While the invention has been described with reference to an exemplary embodiment(s), it will be understood by those skilled in the art that various changes may be made, and equivalents may be substituted for elements thereof without departing from the scope of the invention. In addition, many modifications may be made to adapt a particular situation or material to the teachings of the invention without departing from the essential scope thereof. Therefore, it is intended that the invention is not limited to the disclosed embodiment(s), but that the invention will include all embodiments falling within the scope of the appended claims.

As used herein, “one or more” includes a function being performed by one element, a function being performed by more than one element, e.g., in a distributed fashion, several functions being performed by one element, several functions being performed by several elements, or any combination of the above.

It will also be understood that, although the terms first, second, etc. are, in some instances, used herein to describe various elements, these elements should not be limited by these terms. These terms are only used to distinguish one element from another. For example, a first contact could be termed a second contact, and, similarly, a second contact could be termed a first contact, without departing from the scope of the various described embodiments.
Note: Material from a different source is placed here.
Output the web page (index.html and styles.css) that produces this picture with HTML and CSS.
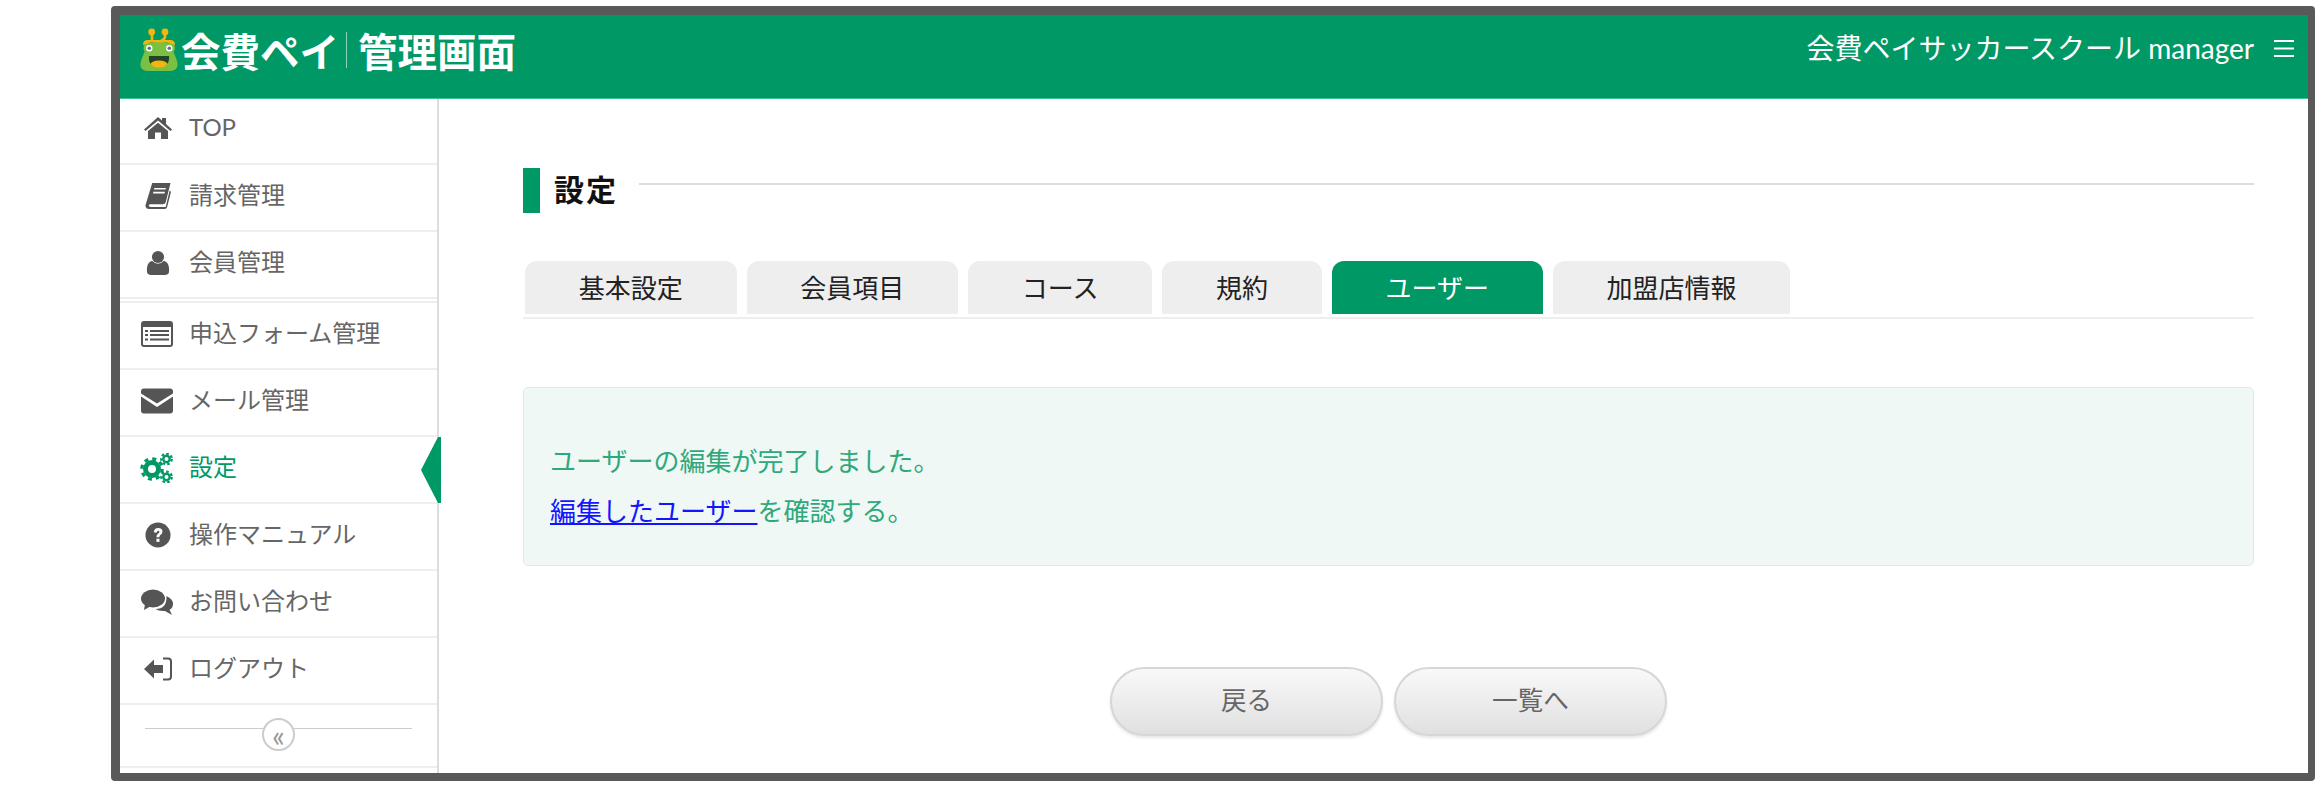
FILE: index.html
```html
<!DOCTYPE html>
<html lang="ja">
<head>
<meta charset="utf-8">
<title>会費ペイ 管理画面</title>
<link rel="stylesheet" href="styles.css">
</head>
<body>
<div class="frame">
  <header class="topbar">
    <div class="logo">
      <svg class="frog" viewBox="0 0 38 44" aria-hidden="true">
        <path d="M12 13 L12 6 M25 5 L25 9 Q25 11 21 13" fill="none" stroke="#f5b50f" stroke-width="2.6"/>
        <circle cx="11.700" cy="4" r="3.400" fill="#f5b50f"/>
        <circle cx="25" cy="4" r="3.400" fill="#f5b50f"/>
        <path d="M8 16 Q19 12 30 16 L36 30 Q41 43 30 43 L8 43 Q-3 43 2 30Z" fill="#7ac143"/>
        <circle cx="9" cy="20" r="5.500" fill="#7ac143"/>
        <circle cx="29.500" cy="20" r="5.500" fill="#7ac143"/>
        <path d="M3 17 Q3 12 8 12 L30 12 Q35 12 35 17 L32 16 Q30 14.500 27 14.500 L11 14.500 Q8 14.500 6 16Z" fill="#f5b50f"/>
        <circle cx="9.300" cy="20.300" r="3.200" fill="#fff"/>
        <circle cx="29.300" cy="20.300" r="3.200" fill="#fff"/>
        <circle cx="9.300" cy="20.300" r="1.800" fill="#4e7a8c"/>
        <circle cx="29.300" cy="20.300" r="1.800" fill="#4e7a8c"/>
        <path d="M9 28 L29 28 Q30 39 19 39 Q8 39 9 28Z" fill="#24442a"/>
        <path d="M10.500 36 Q12 32.500 19 32.500 Q26 32.500 27.500 36 Q25 39.500 19 39.500 Q13 39.500 10.500 36Z" fill="#f5b50f"/>
      </svg>
      <span class="logo-name">会費ペイ</span>
      <span class="logo-sep"></span>
      <span class="logo-name">管理画面</span>
    </div>
    <div class="account">
      <span>会費ペイサッカースクール manager</span>
      <svg class="burger" viewBox="0 0 20 17" aria-hidden="true"><path d="M0 1h20M0 8.500h20M0 16h20" stroke="#fff" stroke-width="2" fill="none"/></svg>
    </div>
  </header>
  <div class="body-row">
    <nav class="sidebar">
      <ul class="menu">
        <li class="menu-item"><svg class="ico ico-home" viewBox="0 0 28 24"><path d="M14 1 L18 4.600 V2 H22 V8 L28 13.500 L26.500 15 L14 4.500 L1.500 15 L0 13.500Z M14 6.800 L24 15 V23 H17 V16.500 H11 V23 H4 V15Z" fill="#555"/></svg><span>TOP</span></li>
        <li class="menu-item"><svg class="ico" viewBox="0 1 28 27"><path d="M8 1 H27 L22 21 Q21.500 23 19 23 H6 Q4 23 4.500 25 Q5 26 7 26 H22 L26 9 L27.500 10 L23.500 26 Q23 28 21 28 H5 Q1 28 1 24 Z" fill="#555"/><path d="M10 7h12M9 11h12" stroke="#fff" stroke-width="1.600"/></svg><span>請求管理</span></li>
        <li class="menu-item"><svg class="ico" viewBox="0 0 28 28"><circle cx="14" cy="7.500" r="6.500" fill="#555"/><path d="M7.500 11.500 Q14 18 20.500 11.500 Q26 13 26 22 Q26 27 21 27 H7 Q2 27 2 22 Q2 13 7.500 11.500Z" fill="#555"/></svg><span>会員管理</span></li>
      </ul>
      <ul class="menu menu-second">
        <li class="menu-item"><svg class="ico ico-wide" viewBox="0 0 32 26"><rect x="1" y="1" width="30" height="24" rx="2" fill="#fff" stroke="#555" stroke-width="2"/><rect x="1" y="1" width="30" height="5" fill="#555"/><path d="M4 10h3M9 10h19M4 14h3M9 14h19M4 18.500h3M9 18.500h19" stroke="#555" stroke-width="2.200"/></svg><span>申込フォーム管理</span></li>
        <li class="menu-item"><svg class="ico ico-wide" viewBox="0 0 32 25"><path d="M3 0 H29 Q32 0 32 3 V5 L16 15 L0 5 V3 Q0 0 3 0Z M0 8 L16 18.500 L32 8 V22 Q32 25 29 25 H3 Q0 25 0 22Z" fill="#555"/></svg><span>メール管理</span></li>
        <li class="menu-item menu-active"><svg class="ico ico-gears" viewBox="0 0 33 30"><g fill="none" stroke="#096"><circle cx="12" cy="16" r="6.500" stroke-width="5"/><circle cx="12" cy="16" r="10.200" stroke-width="3.200" stroke-dasharray="4 4"/><circle cx="26.500" cy="6" r="3.200" stroke-width="2.400"/><circle cx="26.500" cy="6" r="5.300" stroke-width="2.200" stroke-dasharray="2.600 2.200"/><circle cx="26.500" cy="24" r="3.200" stroke-width="2.400"/><circle cx="26.500" cy="24" r="5.300" stroke-width="2.200" stroke-dasharray="2.600 2.200"/></g></svg><span>設定</span><i class="arrow"></i></li>
        <li class="menu-item"><svg class="ico" viewBox="0 0 28 28"><circle cx="14" cy="14" r="13.500" fill="#555"/><path d="M9.500 11 Q10 6.500 14.200 6.500 Q18.800 6.500 18.800 10.500 Q18.800 12.800 16.500 14 Q15.500 14.700 15.500 16.500 H12.300 Q12.200 13.500 14.300 12.300 Q15.500 11.600 15.500 10.700 Q15.500 9.500 14.200 9.500 Q12.900 9.500 12.500 11.500Z" fill="#fff"/><rect x="12.300" y="18" width="3.300" height="3.400" fill="#fff"/></svg><span>操作マニュアル</span></li>
        <li class="menu-item"><svg class="ico ico-wide" viewBox="0 0 32 26"><ellipse cx="12" cy="9.500" rx="12" ry="9" fill="#555"/><path d="M4 15 L3 21 L10 17Z" fill="#555"/><path d="M25.500 7 Q32 10 32 15 Q32 19 28.500 20.800 L31 26 L24 22 Q18 22.500 14.500 20 Q26 20 25.500 7Z" fill="#555"/></svg><span>お問い合わせ</span></li>
        <li class="menu-item"><svg class="ico" viewBox="0 0 28 24"><path d="M0 12 L10 2.500 V8 H19 V16 H10 V21.500Z" fill="#555"/><path d="M19 1.500 H24 Q27 1.500 27 4.500 V19.500 Q27 22.500 24 22.500 H19" fill="none" stroke="#555" stroke-width="2"/></svg><span>ログアウト</span></li>
      </ul>
      <div class="collapse">
        <div class="collapse-line"></div>
        <button class="collapse-btn" type="button">«</button>
      </div>
    </nav>
    <main class="main">
      <div class="page-title">
        <span class="title-bar"></span>
        <h1>設定</h1>
        <span class="title-rule"></span>
      </div>
      <ul class="tabs">
        <li class="tab">基本設定</li>
        <li class="tab">会員項目</li>
        <li class="tab">コース</li>
        <li class="tab">規約</li>
        <li class="tab tab-active">ユーザー</li>
        <li class="tab">加盟店情報</li>
      </ul>
      <div class="notice">
        <p>ユーザーの編集が完了しました。</p>
        <p><a href="#">編集したユーザー</a>を確認する。</p>
      </div>
      <div class="actions">
        <button class="pill" type="button">戻る</button>
        <button class="pill" type="button">一覧へ</button>
      </div>
    </main>
  </div>
</div>
</body>
</html>
```
FILE: styles.css
```css
* { box-sizing: border-box; }
html, body { margin: 0; height: 100%; background: #fff; }
body {
  padding: 6px 2px 5px 111px;
  font-family: "Lato", "Noto Sans CJK JP", sans-serif;
  overflow: hidden;
}
.frame {
  height: 775px;
  border: 8px solid #595959;
  border-width: 9px 7px 8px 9px;
  border-radius: 4px;
  display: flex;
  flex-direction: column;
  overflow: hidden;
  background: #fff;
}
.topbar {
  flex: 0 0 84px;
  background: #096;
  border-bottom: 1px solid #3cc592;
  display: flex;
  justify-content: space-between;
  align-items: flex-start;
  color: #fff;
}
.logo { display: flex; align-items: center; padding: 13px 0 0 20px; }
.frog { width: 38px; height: 44px; margin-right: 3px; }
.logo-name { font-size: 39.500px; line-height: 44px; font-weight: 700; font-family: "Noto Sans CJK JP", sans-serif; }
.logo-sep { width: 1px; height: 36px; background: #8fd3b8; margin: 0 11px 0 7px; }
.account { display: flex; align-items: center; font-size: 28px; line-height: 40px; padding: 13px 14px 0 0; }
.burger { width: 20px; height: 17px; margin-left: 20px; }
.body-row { flex: 1; display: flex; min-height: 0; }
.sidebar { flex: 0 0 319px; border-right: 2px solid #ddd; color: #666; font-size: 24px; }
.menu { list-style: none; margin: -1px 0 0; padding: 0; }
.menu-second { margin-top: 2px; border-top: 2px solid #eee; }
.menu-item {
  position: relative;
  height: 67px;
  border-bottom: 2px solid #eee;
  display: flex;
  align-items: center;
  padding-left: 69px;
  padding-bottom: 8px;
}
.ico { position: absolute; left: 24px; top: 18px; width: 28px; height: 26px; }
.ico-home { top: 17px; }
.ico-wide { left: 21px; width: 32px; }
.ico-gears { left: 20px; top: 16px; width: 33px; height: 30px; }
.menu-active { color: #096; }
.arrow {
  position: absolute;
  right: -4px;
  top: 0;
  width: 20px;
  height: 66px;
  background: #096;
  clip-path: polygon(100% 0, 100% 100%, 85% 100%, 0 50%, 85% 0);
}
.collapse { position: relative; height: 63px; padding-top: 23px; border-bottom: 2px solid #eee; }
.collapse-line { margin: 0 25px; height: 1px; background: #ccc; }
.collapse-btn {
  position: absolute;
  left: 142px;
  top: 13px;
  width: 33px;
  height: 33px;
  padding: 0 0 5px;
  border: 2px solid #ccc;
  border-radius: 50%;
  background: #fff;
  color: #999;
  font-size: 30px;
  line-height: 1;
  font-family: "Lato", sans-serif;
}
.main { flex: 1; padding: 69px 54px 0 84px; }
.page-title { display: flex; align-items: center; height: 45px; }
.title-bar { width: 17px; height: 45px; background: #096; }
h1 { margin: 0 21px 0 14px; padding-bottom: 4px; font-size: 30px; letter-spacing: 2px; line-height: 41px; font-weight: 700; color: #111; font-family: "Noto Sans CJK JP", sans-serif; }
.title-rule { flex: 1; height: 2px; margin-bottom: 14px; background: #ddd; }
.tabs {
  list-style: none;
  margin: 48px 0 0;
  padding: 0 0 3px 2px;
  border-bottom: 2px solid #eee;
  display: flex;
  gap: 10px;
}
.tab {
  height: 53px;
  padding: 0 53.750px;
  border-radius: 12px 12px 0 0;
  background: #eee;
  color: #222;
  font-size: 26px;
  line-height: 55px;
}
.tab-active { background: #096; color: #fff; }
.notice {
  margin-top: 68px;
  height: 179px;
  padding: 48px 26px 0;
  background: #eff8f5;
  border: 1px solid #d9efe6;
  border-radius: 5px;
  color: #2fa87c;
  font-size: 26px;
  line-height: 50px;
}
.notice p { margin: 0; }
.notice a { color: #1414ff; text-decoration: underline; }
.actions { display: flex; justify-content: center; gap: 11px; margin-top: 101px; }
.pill {
  width: 273px;
  height: 69px;
  border: 2px solid #d6d6d6;
  border-radius: 35px;
  background: linear-gradient(#f9f9f9, #e0e0e0);
  box-shadow: 0 2px 3px rgba(0,0,0,.1);
  color: #666;
  font-size: 25.600px;
  font-family: "Noto Sans CJK JP", sans-serif;
  padding: 0 0 6px;
}
```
The first contact and the second contact are both contacts, but they are not the same contact.

The terminology used in the description of the various described embodiments herein is for the purpose of describing particular embodiments only and is not intended to be limiting. As used in the description of the various described embodiments and the appended claims, the singular forms “a”, “an” and “the” are intended to include the plural forms as well, unless the context clearly indicates otherwise. It will also be understood that the term “and/or” as used herein refers to and encompasses any and all possible combinations of one or more of the associated listed items. It will be further understood that the terms “includes,” “including,” “comprises,” and/or “comprising,” when used in this specification, specify the presence of stated features, integers, steps, operations, elements, and/or components, but do not preclude the presence or addition of one or more other features, integers, steps, operations, elements, components, and/or groups thereof.
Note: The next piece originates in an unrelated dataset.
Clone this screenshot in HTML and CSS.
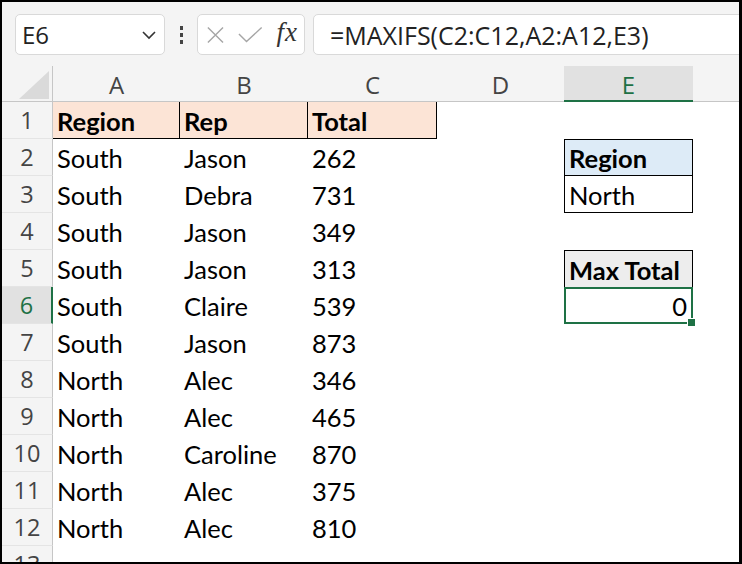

As used herein, the term “if” is, optionally, construed to mean “when” or “upon” or “in response to determining” or “in response to detecting,” depending on the context. Similarly, the phrase “if it is determined” or “if [a stated condition or event] is detected” is, optionally, construed to mean “upon determining” or “in response to determining” or “upon detecting [the stated condition or event]” or “in response to detecting [the stated condition or event],” depending on the context.

Additionally, while terms of ordinance or orientation may be used herein these elements should not be limited by these terms. All terms of ordinance or orientation, unless stated otherwise, are used for purposes distinguishing one element from another, and do not denote any particular order, order of operations, direction or orientation unless stated otherwise.